Create a Culture of Achievement, Not Entitlement
Top ranked companies use strategic pay to link employee goals and interests with the goals and interest of the organization. Paying people to show up reinforces entitlement thinking. Over time this type of thinking sets people up for failure and evolves into a victim mentality. Have you ever heard someone say, “I did not get the increase/promotion because my boss doesn’t like me”? Performance goals strengthen ownership and accountability. S.M.A.R.T. goals are even smarter when they contain at least two of the four performance criteria (quality, quantity, cost or time). Setting measurable and reasonably challenging goals ignites the passion to extend one’s knowledge, skills and abilities.

Appraisals are Job Specific and Measurable

Effective appraisals are job specific measures of skill and motivation. This ensures performance decisions are fair and transparent. See for more details. One reason accountability releases such strong resistance is the result of poorly defined performance appraisals. Generic appraisals based on general traits or competencies encourage rater bias. These appraisals are more of an opinion poll than a performance assessment. The courts may eventually dismiss management decisions based on broad definitions and biases in favor of those that are job-specific and behavioral.

Generously Reward Your Top Performers and Performance Improvement

Linking pay and benefits with individual performance and strategic goals increases engagement, or in some cases, disengagement. It is a good result either way.

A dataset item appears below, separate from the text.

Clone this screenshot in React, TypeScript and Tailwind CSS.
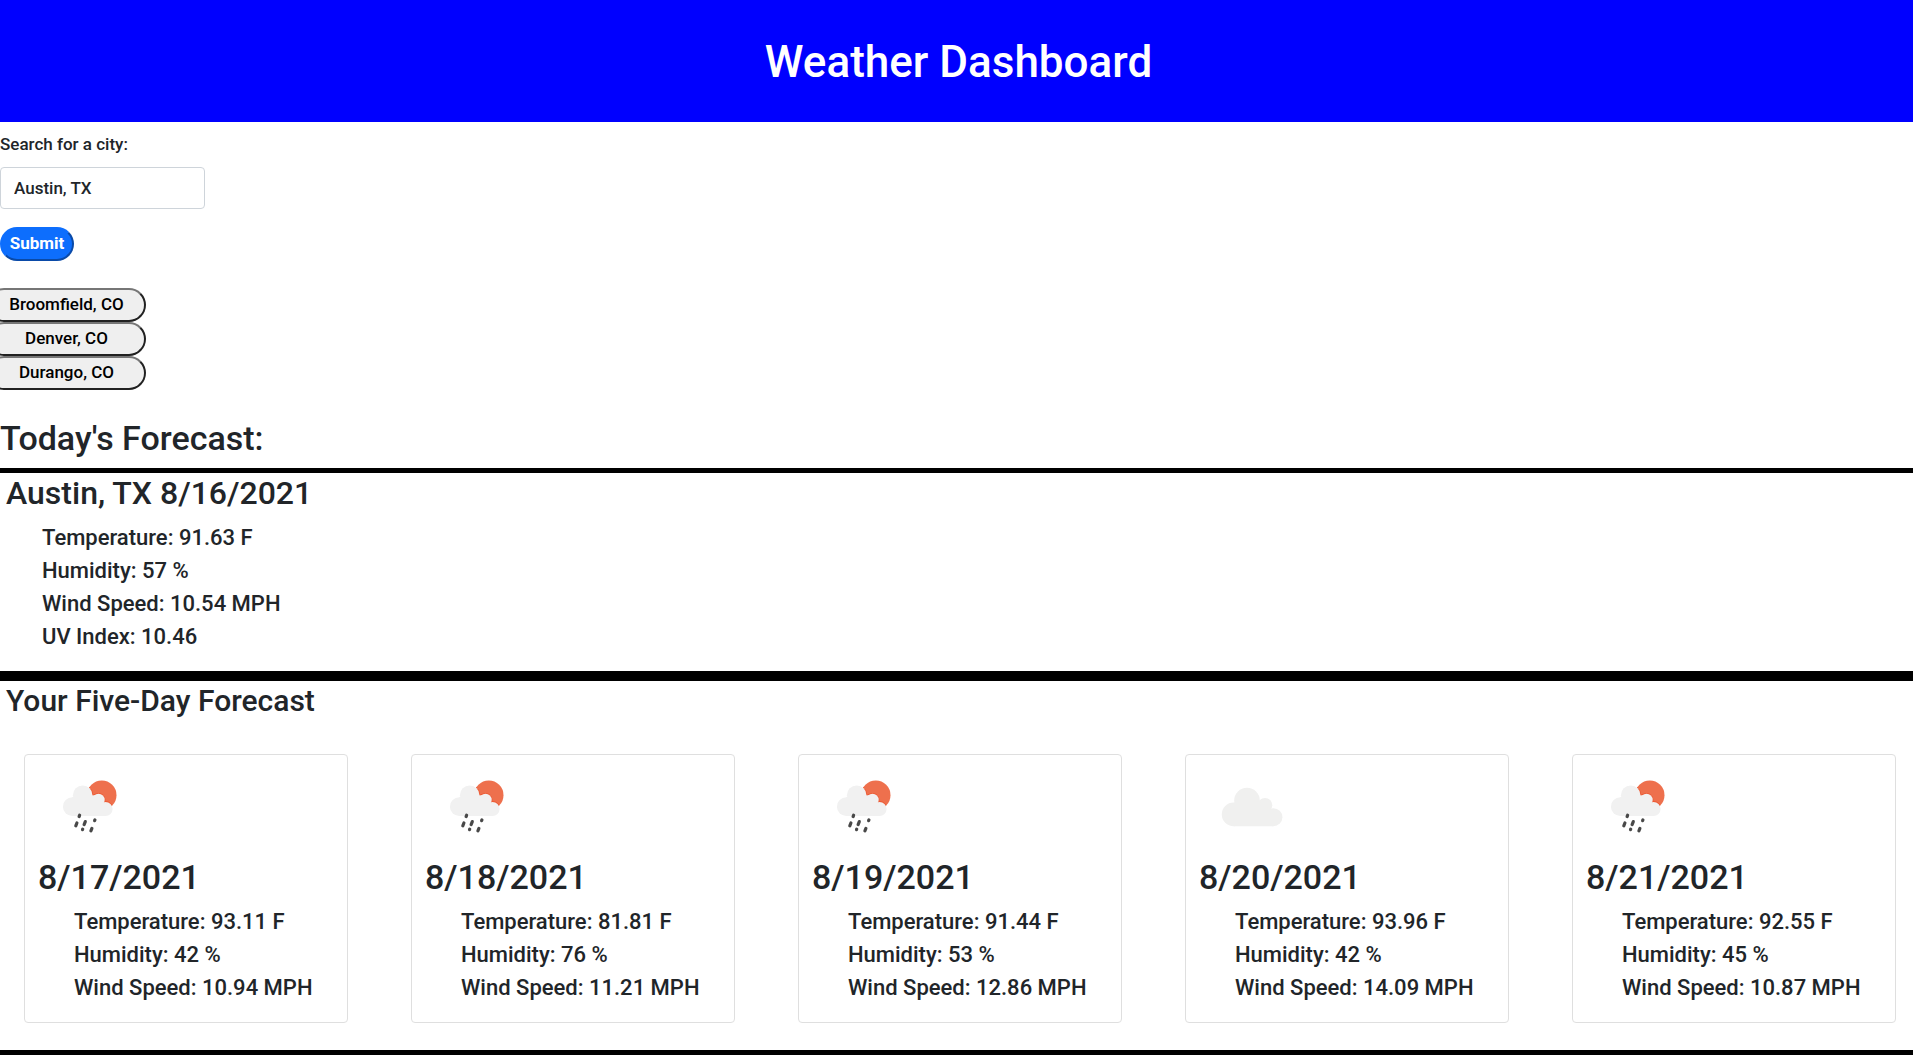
import { useState } from "react";

type IconName = "rain" | "cloud";

interface Day {
  date: string;
  icon: IconName;
  readings: string[];
}

const recentCities = ["Broomfield, CO", "Denver, CO", "Durango, CO"];

const today = [
  "Temperature: 91.63 F",
  "Humidity: 57 %",
  "Wind Speed: 10.54 MPH",
  "UV Index: 10.46",
];

const days: Day[] = [
  { date: "8/17/2021", icon: "rain", readings: ["Temperature: 93.11 F", "Humidity: 42 %", "Wind Speed: 10.94 MPH"] },
  { date: "8/18/2021", icon: "rain", readings: ["Temperature: 81.81 F", "Humidity: 76 %", "Wind Speed: 11.21 MPH"] },
  { date: "8/19/2021", icon: "rain", readings: ["Temperature: 91.44 F", "Humidity: 53 %", "Wind Speed: 12.86 MPH"] },
  { date: "8/20/2021", icon: "cloud", readings: ["Temperature: 93.96 F", "Humidity: 42 %", "Wind Speed: 14.09 MPH"] },
  { date: "8/21/2021", icon: "rain", readings: ["Temperature: 92.55 F", "Humidity: 45 %", "Wind Speed: 10.87 MPH"] },
];

const rainCloud = (
  <>
    <circle cx="34.3" cy="49.7" r="9.4" />
    <circle cx="44.7" cy="38.2" r="9.8" />
    <circle cx="60.5" cy="43" r="6.2" />
    <circle cx="67.5" cy="52" r="7.1" />
    <path d="M34.3 40 L60 38 L67.5 50 V59.1 H34.3 Z" />
  </>
);

function WeatherIcon({ name }: { name: IconName }) {
  if (name === "cloud") {
    return (
      <svg viewBox="0 0 100 100" className="size-[100px]" fill="#f0f0ef" role="img" aria-label="Cloudy">
        <circle cx="34.6" cy="57.4" r="11.8" />
        <circle cx="48" cy="43.6" r="12.8" />
        <circle cx="66" cy="48.2" r="7.3" />
        <circle cx="74.4" cy="60.2" r="9" />
        <path d="M34.6 46 L60 44 L74.4 55 V69.2 H34.6 Z" />
      </svg>
    );
  }
  return (
    <svg viewBox="0 0 100 100" className="size-[100px]" role="img" aria-label="Rain">
      <clipPath id="sun">
        <circle cx="63.8" cy="38.2" r="14.7" />
      </clipPath>
      <circle cx="63.8" cy="38.2" r="14.7" fill="#ee704d" />
      <g clipPath="url(#sun)" fill="#ec5a34" stroke="#ec5a34" strokeWidth="1.6">
        {rainCloud}
      </g>
      <g fill="#f1f1f1">{rainCloud}</g>
      <g stroke="#484848" strokeWidth="3.2" strokeLinecap="round">
        <path d="M41.6 58.2 L41.1 59.6" />
        <path d="M38.9 66 L37.8 68.8" />
        <path d="M47.3 64.6 L46.1 67.6" />
        <path d="M56.9 63 L56.6 63.7" />
        <path d="M44.7 72.2 L44.5 72.7" />
        <path d="M53.9 71.4 L52.9 73.8" />
      </g>
    </svg>
  );
}

function Readings({ items }: { items: string[] }) {
  return (
    <ul className="pb-[18px] pl-9 text-[22px] leading-[33px]">
      {items.map((item) => (
        <li key={item}>{item}</li>
      ))}
    </ul>
  );
}

export default function App() {
  const [city, setCity] = useState("Austin, TX");

  return (
    <div className="bg-white font-['Roboto',sans-serif] font-medium text-[#212529]">
      <header className="flex h-[122px] items-center justify-center bg-[#0000ff] pt-0.5 pl-1">
        <h1 className="text-[44px] text-white">Weather Dashboard</h1>
      </header>

      <main>
        <form className="pt-2" onSubmit={(e) => e.preventDefault()}>
          <label htmlFor="city" className="block text-[17px] leading-7">
            Search for a city:
          </label>
          <input
            id="city"
            type="text"
            value={city}
            onChange={(e) => setCity(e.target.value)}
            className="mt-[9px] block h-[42px] w-[205px] rounded border border-[#ced4da] bg-white px-[13px] text-[17px]"
          />
          <button
            type="submit"
            className="mt-[18px] block h-[34px] w-[74px] rounded-full border-2 border-t-[#0d6efd] border-r-[#0a4aa8] border-b-[#0a4aa8] border-l-[#0d6efd] bg-[#0d6efd] text-[17px] font-bold text-white"
          >
            Submit
          </button>
        </form>

        <div className="-ml-[13px] mt-[27px] w-[159px]">
          {recentCities.map((name) => (
            <button
              key={name}
              type="button"
              onClick={() => setCity(name)}
              className="block h-[34px] w-full rounded-full border-2 border-t-[#767676] border-r-[#212121] border-b-[#212121] border-l-[#767676] bg-[#efefef] text-[17px] text-black"
            >
              {name}
            </button>
          ))}
        </div>

        <h2 className="mt-[18px] text-[34px] leading-[60px]">Today's Forecast:</h2>

        <section className="border-y-[5px] border-black px-1.5">
          <h3 className="mb-2 text-[32px] leading-10">Austin, TX 8/16/2021</h3>
          <Readings items={today} />
        </section>

        <section className="border-y-[5px] border-black">
          <h3 className="px-1.5 text-[30px] leading-10">Your Five-Day Forecast</h3>
          <div className="mt-[33px] mb-[27px] grid grid-cols-5 gap-[63px] pr-[17px] pl-6">
            {days.map((day) => (
              <article key={day.date} className="rounded border border-[#dfdfdf] px-[13px] pt-0.5">
                <WeatherIcon name={day.icon} />
                <h4 className="mb-2 text-[34px] leading-10">{day.date}</h4>
                <Readings items={day.readings} />
              </article>
            ))}
          </div>
        </section>
      </main>
    </div>
  );
}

Briefings on “Lessons Learned”

“My great concern is not whether you have failed, but whether you are content with your failure.”
- Abraham Lincoln

Using exploratory questions shifts the focus away from defense and onto rational deconstructing of successes and failures. These meetings should focus on finding solutions, not scapegoats. Performance metrics and reviews should not be intended to "name and shame." Leaders can provide safe havens in which dialogue can take place without making anyone feel “put on the spot,” and where difficult issues can be discussed without assigning blame. The goal is to solve problems, not to hurl accusations or tear people down. Creating such a positive climate calls for a matter-of-fact, objective manner: assume that people want to do the right thing and that data helps them know what the right thing is.

Measure Progress
A Harvard Business Review study found that motivation increased when employees felt they were making progress. Break strategy and objectives into job specific steps, goals and actionable behaviors. Make progress more tangible with “Progress Charts” measuring improvements. Turn routine tasks into a race to achievement with team performance points reviewed weekly. Analyzing the details that accumulate to produce either success or failure can make it easier to identify steps for improvement — and allows people to feel proud of the things they already do well.

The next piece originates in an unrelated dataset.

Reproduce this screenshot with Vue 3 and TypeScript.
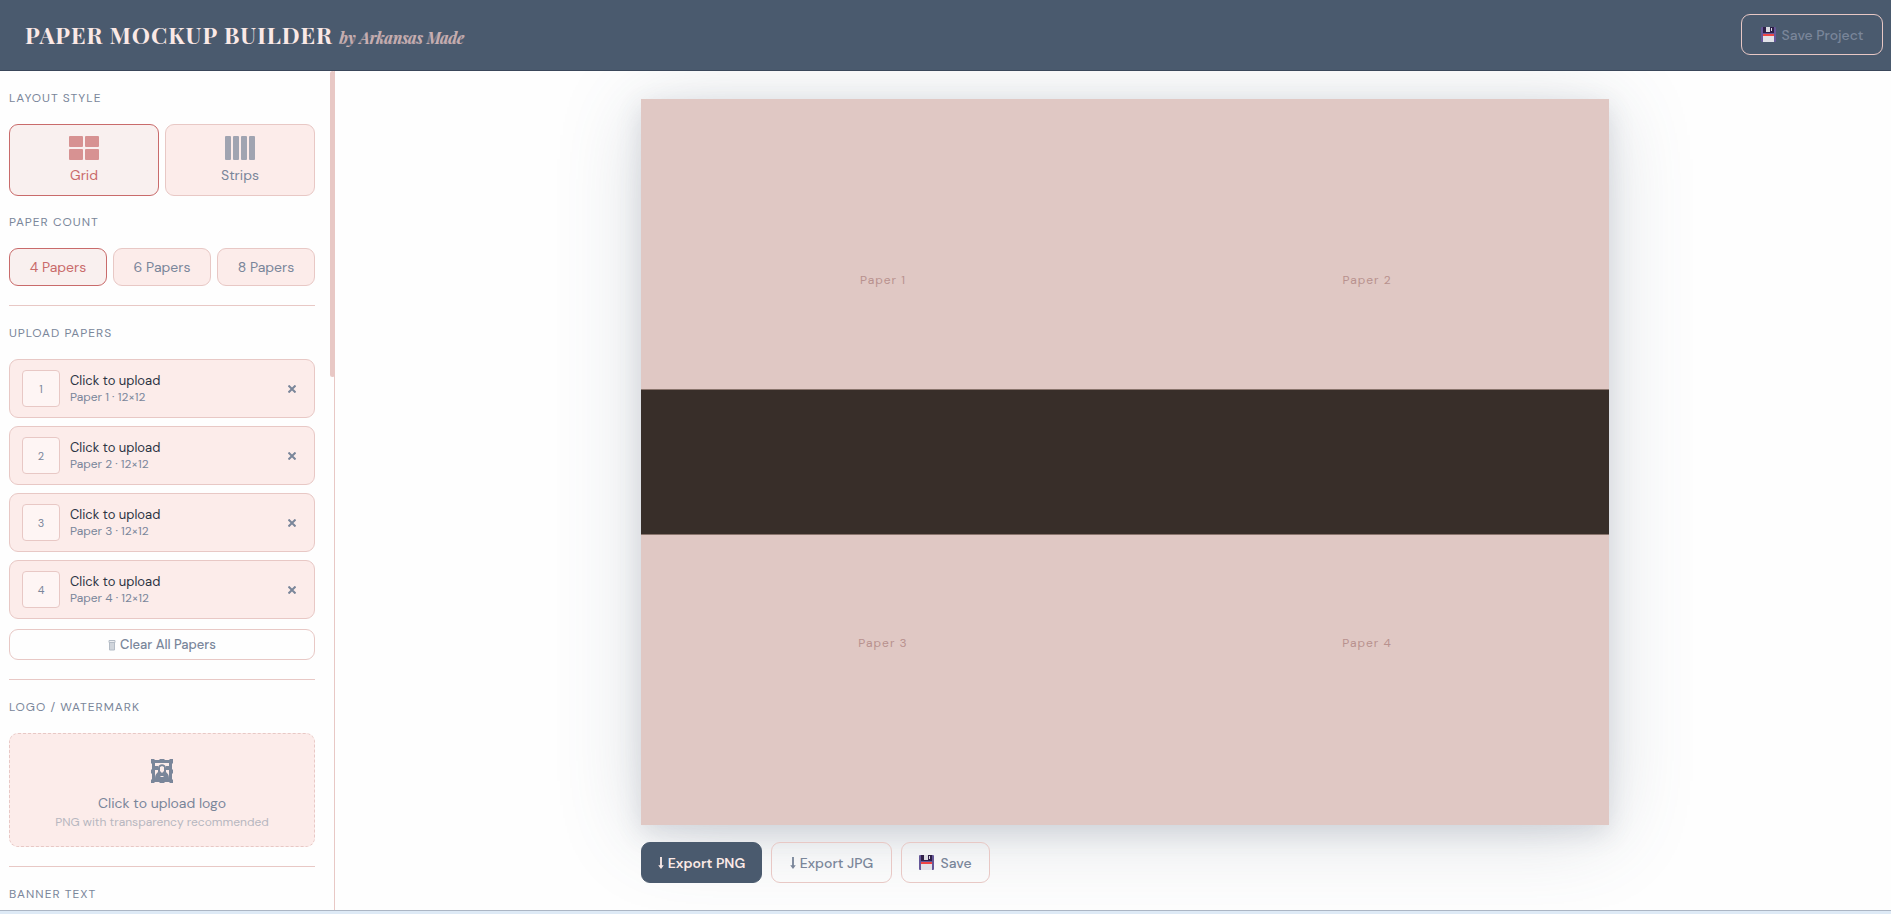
<script setup lang="ts">
import { ref } from 'vue'

const layout = ref<'grid' | 'strips'>('grid')
const count = ref(4)
const counts = [4, 6, 8]
const papers = [1, 2, 3, 4]
</script>

<template>
  <div class="app">
    <header class="topbar">
      <h1 class="brand">PAPER MOCKUP BUILDER <span class="byline">by Arkansas Made</span></h1>
      <button class="btn save-project" type="button">
        <svg class="disk" viewBox="0 0 15 15" aria-hidden="true">
          <rect width="15" height="15" rx="1" fill="#665899" />
          <rect x="2" width="11" height="6" fill="#2f1f48" />
          <rect x="5" width="4" height="5" fill="#dcdce2" />
          <rect x="10" y="1" width="1" height="3" fill="#dcdce2" />
          <rect x="2" y="7" width="11" height="2" fill="#ef4545" />
          <rect x="2" y="9" width="11" height="6" fill="#e2e2e8" />
        </svg>
        <span>Save Project</span>
      </button>
    </header>

    <div class="body">
      <aside class="sidebar">
        <div class="scroll">
          <section class="section">
            <h2 class="label">LAYOUT STYLE</h2>
            <div class="row">
              <button class="choice tall" :class="{ active: layout === 'grid' }" type="button" @click="layout = 'grid'">
                <span class="glyph quads"><i v-for="n in 4" :key="n"></i></span>
                Grid
              </button>
              <button class="choice tall" :class="{ active: layout === 'strips' }" type="button" @click="layout = 'strips'">
                <span class="glyph bars"><i v-for="n in 4" :key="n"></i></span>
                Strips
              </button>
            </div>
          </section>

          <section class="section">
            <h2 class="label">PAPER COUNT</h2>
            <div class="row">
              <button v-for="n in counts" :key="n" class="choice short" :class="{ active: count === n }" type="button" @click="count = n">{{ n }} Papers</button>
            </div>
          </section>

          <hr class="rule" />

          <section class="section">
            <h2 class="label">UPLOAD PAPERS</h2>
            <ul class="slots">
              <li v-for="n in papers" :key="n" class="slot">
                <button class="pick" type="button">
                  <span class="thumb">{{ n }}</span>
                  <span class="info">
                    <span class="name">Click to upload</span>
                    <span class="meta">Paper {{ n }} · 12×12</span>
                  </span>
                </button>
                <button class="remove" type="button" :aria-label="'Remove paper ' + n">
                  <svg viewBox="0 0 8 8" aria-hidden="true"><path d="M.5.5 7.500 7.500M7.500.5.5 7.500" /></svg>
                </button>
              </li>
            </ul>
            <button class="btn clear" type="button">
              <svg class="trash" viewBox="0 0 8 12" aria-hidden="true">
                <path d="M1 1.500h6v2H1zM1.500 3.500v7.500h5V3.500M3 4v7M5 4v7" />
              </svg>
              <span>Clear All Papers</span>
            </button>
          </section>

          <hr class="rule" />

          <section class="section">
            <h2 class="label">LOGO / WATERMARK</h2>
            <button class="drop" type="button">
              <svg class="picture" viewBox="0 0 22 24" aria-hidden="true">
                <path fill-rule="evenodd" d="M0 0h3l1 1h4l1-1h4l1 1h4l1-1h3v4l-1 1v5l1 1v3l-1 1v5l1 1v3h-3l-1-1h-4l-1 1H9l-1-1H4l-1 1H0v-3l1-1v-5l-1-1v-3l1-1V5L0 4zM4 4v16h14V4z" />
                <path d="M4 7h3v4H4zM15 7h3v4h-3z" />
                <path fill-rule="evenodd" d="M4 20c0-4 1-5 3-7V9c0-5 8-5 8 0v4c2 2 3 3 3 7zM9 8v4l2 2 2-2V8l-2-1zM9 18h4l-1-1h-2z" />
              </svg>
              <span class="drop-title">Click to upload logo</span>
              <span class="drop-hint">PNG with transparency recommended</span>
            </button>
          </section>

          <hr class="rule" />

          <section class="section">
            <h2 class="label">BANNER TEXT</h2>
          </section>
        </div>
        <div class="track"><div class="handle"></div></div>
      </aside>

      <main class="stage">
        <div class="preview">
          <div class="canvas">
            <div v-for="n in papers" :key="n" class="paper">Paper {{ n }}</div>
            <div class="banner"></div>
          </div>
          <div class="actions">
            <button class="btn primary" type="button">
              <svg class="arrow" viewBox="0 0 6 13" aria-hidden="true"><path d="M2 0h2v9h2l-3 4-3-4h2z" /></svg>
              <span>Export PNG</span>
            </button>
            <button class="btn" type="button">
              <svg class="arrow" viewBox="0 0 6 13" aria-hidden="true"><path d="M2 0h2v9h2l-3 4-3-4h2z" /></svg>
              <span>Export JPG</span>
            </button>
            <button class="btn save" type="button">
              <svg class="disk" viewBox="0 0 15 15" aria-hidden="true">
                <rect width="15" height="15" rx="1" fill="#665899" />
                <rect x="2" width="11" height="6" fill="#2f1f48" />
                <rect x="5" width="4" height="5" fill="#dcdce2" />
                <rect x="10" y="1" width="1" height="3" fill="#dcdce2" />
                <rect x="2" y="7" width="11" height="2" fill="#ef4545" />
                <rect x="2" y="9" width="11" height="6" fill="#e2e2e8" />
              </svg>
              <span>Save</span>
            </button>
          </div>
        </div>
      </main>
    </div>
    <footer class="edge"></footer>
  </div>
</template>

<style>
body {
  margin: 0;
}
</style>

<style scoped>
.app {
  display: flex;
  flex-direction: column;
  height: 100vh;
  overflow: hidden;
  background: #fefefe;
  color: #7a869a;
  font-family: "DM Sans", Inter, "Open Sans", sans-serif;
  font-size: 14px;
}
.app *,
.app {
  box-sizing: border-box;
}
button {
  font: inherit;
  color: inherit;
  cursor: pointer;
}
.topbar {
  display: flex;
  align-items: center;
  justify-content: space-between;
  flex: none;
  height: 71px;
  padding: 0 8px 1px 25px;
  background: #4a5a6e;
  border-bottom: 1px solid #3a475a;
}
.brand {
  margin: 0;
  padding-top: 4px;
  color: #fbe9e6;
  font-family: "Playfair Display", "Liberation Serif", serif;
  font-size: 23px;
  line-height: 32px;
  font-weight: 700;
  letter-spacing: 1px;
}
.byline {
  color: #c9b0b2;
  font-size: 16px;
  font-style: italic;
  font-weight: 400;
  letter-spacing: 0;
  text-shadow: 1px 0 0 currentColor;
}
.btn {
  display: flex;
  align-items: center;
  justify-content: center;
  gap: 4px;
  height: 41px;
  padding: 0;
  border: 1px solid #e8c8c5;
  border-radius: 9px;
  background: transparent;
  font-weight: 500;
  line-height: 20px;
  white-space: nowrap;
}
.disk {
  width: 15px;
  height: 15px;
  margin-right: 2px;
}
.save-project {
  width: 142px;
  color: #7a869a;
}
.body {
  display: flex;
  flex: 1;
  min-height: 0;
}
.sidebar {
  position: relative;
  flex: none;
  width: 335px;
  border-right: 1px solid #e8c8c5;
}
.scroll {
  height: 100%;
  padding: 19px 19px 0 9px;
  overflow: hidden;
}
.track {
  position: absolute;
  top: 0;
  right: -1px;
  bottom: 0;
  width: 5px;
}
.handle {
  height: 306px;
  border-radius: 3px;
  background: #e8c8c5;
}
.label {
  margin: 0 0 18px;
  font-size: 12px;
  line-height: 16px;
  font-weight: 400;
  letter-spacing: 1px;
}
.section + .section {
  margin-top: 18px;
}
.row {
  display: flex;
  gap: 6px;
}
.choice {
  display: flex;
  flex: 1;
  flex-direction: column;
  align-items: center;
  border: 1px solid #e8c8c5;
  border-radius: 9px;
  background: #fcecea;
  line-height: 20px;
}
.choice.active {
  border-color: #c96b6b;
  background: #f9f0ef;
  color: #c96b6b;
}
.tall {
  height: 72px;
  padding: 11px 0 0;
  gap: 5px;
}
.short {
  height: 38px;
  padding: 0;
  justify-content: center;
}
.glyph {
  display: grid;
  gap: 2px;
  width: 30px;
  height: 24px;
  opacity: 0.7;
}
.quads {
  grid-template-columns: 1fr 1fr;
}
.bars {
  grid-template-columns: repeat(4, 1fr);
}
.glyph i {
  border-radius: 1px;
  background: currentColor;
}
.rule {
  height: 1px;
  margin: 19px 0;
  border: 0;
  background: #e8c8c5;
}
.slots {
  display: flex;
  flex-direction: column;
  gap: 8px;
  margin: 0;
  padding: 0;
  list-style: none;
}
.slot {
  display: flex;
  align-items: center;
  height: 59px;
  padding: 0 12px;
  border: 1px solid #e8c8c5;
  border-radius: 9px;
  background: #fcecea;
}
.pick {
  display: flex;
  flex: 1;
  align-items: center;
  gap: 10px;
  padding: 0;
  border: 0;
  background: none;
  text-align: left;
}
.thumb {
  display: grid;
  place-items: center;
  width: 38px;
  height: 37px;
  border: 1px solid #e8c8c5;
  border-radius: 4px;
  background: #fef5f4;
  font-size: 11px;
}
.info {
  display: flex;
  flex-direction: column;
}
.name {
  color: #2c3444;
  font-size: 13px;
  line-height: 17px;
}
.meta {
  font-size: 12px;
  line-height: 16px;
}
.remove {
  display: grid;
  place-items: center;
  width: 20px;
  height: 20px;
  padding: 0;
  border: 0;
  background: none;
}
.remove svg {
  width: 8px;
  height: 8px;
  fill: none;
  stroke: currentColor;
  stroke-width: 2;
}
.clear {
  width: 100%;
  height: 31px;
  margin-top: 10px;
  font-size: 13px;
}
.trash {
  width: 8px;
  height: 12px;
  fill: #eceef1;
  stroke: #b4bcc6;
}
.drop {
  display: flex;
  flex-direction: column;
  align-items: center;
  width: 100%;
  height: 114px;
  padding: 25px 0 0;
  border: 1px dashed #e8c8c5;
  border-radius: 9px;
  background: #fcecea;
}
.picture {
  width: 22px;
  height: 24px;
  margin-bottom: 10px;
  fill: currentColor;
}
.drop-title {
  line-height: 20px;
}
.drop-hint {
  color: #b7b7c0;
  font-size: 12px;
  line-height: 18px;
}
.stage {
  display: flex;
  flex: 1;
  justify-content: center;
  min-width: 0;
  padding: 28px 0 27px 24px;
  overflow: hidden;
}
.preview {
  display: flex;
  flex-direction: column;
  gap: 17px;
  width: calc((100vh - 188px) * 4 / 3);
  max-width: 100%;
}
.canvas {
  display: grid;
  grid-template-columns: 1fr 1fr;
  grid-template-rows: 1fr 1fr;
  position: relative;
  aspect-ratio: 4 / 3;
  background: #e0c8c4;
  box-shadow: 0 8px 80px rgba(74, 90, 110, 0.2), 0 8px 24px rgba(74, 90, 110, 0.16);
}
.paper {
  display: grid;
  place-items: center;
  padding-bottom: 2px;
  color: #b8918e;
  font-size: 12px;
  line-height: 16px;
  letter-spacing: 1px;
}
.banner {
  position: absolute;
  top: 40%;
  right: 0;
  left: 0;
  height: 20%;
  border: solid #8a756d;
  border-width: 1px 0;
  background: #382e29;
}
.actions {
  display: flex;
  gap: 9px;
}
.actions .btn {
  position: relative;
  width: 121px;
}
.actions .save {
  width: 89px;
}
.actions .primary {
  border-color: #4a5a6e;
  background: #4a5a6e;
  color: #fbe9e6;
  font-weight: 600;
}
.arrow {
  width: 6px;
  height: 12px;
  fill: currentColor;
}
.edge {
  flex: none;
  height: 4px;
  border-top: 1px solid #acb6c4;
  background: #deeaf6;
}
</style>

Replace entitlements with performance based rewards (both financial and nonfinancial). Entitlement thinking is only reinforced by paying people to show up regardless of their performance. Reward each employee’s performance with incentives fulfilling their likes and lifestyle needs. This makes it easy for employees to simultaneously work for the benefit of the organization and themselves.
“If you do not know what motivates your staff, you could be feeding bananas to your tigers.”
- Rod Waddell

Walk the Talk

Model what you want more of. It builds confidence in leaders when they name problems that everyone knows are there. Put performance data on the table for everyone to see, and refuse to shift responsibility to us or them. When leaders accept responsibility by sharing their own contribution to failure, it helps other people get over their fear of exposure and humiliation.
Continued fear and resistance to performance scrutiny simply enhances feelings of victimization and skill decline. Improving internal performance measurement and discussions pave the way for ongoing performance improvements and sustainable business results. Individuals that embrace accountability, relishing achievements and learning from mistakes, are already on the performance path.

“Making your mark on the world is hard. If it were easy, everybody would do it. But it's not. It takes patience, it takes commitment, and it comes with plenty of failure along the way. The real test is not whether you avoid this failure, because you won't. It's whether you let it harden or shame you into inaction, or whether you learn from it; whether you choose to persevere.”
- Barack Obama

“It's a sad day when you find out that it's not accident or time or fortune, but just yourself that kept things from you.”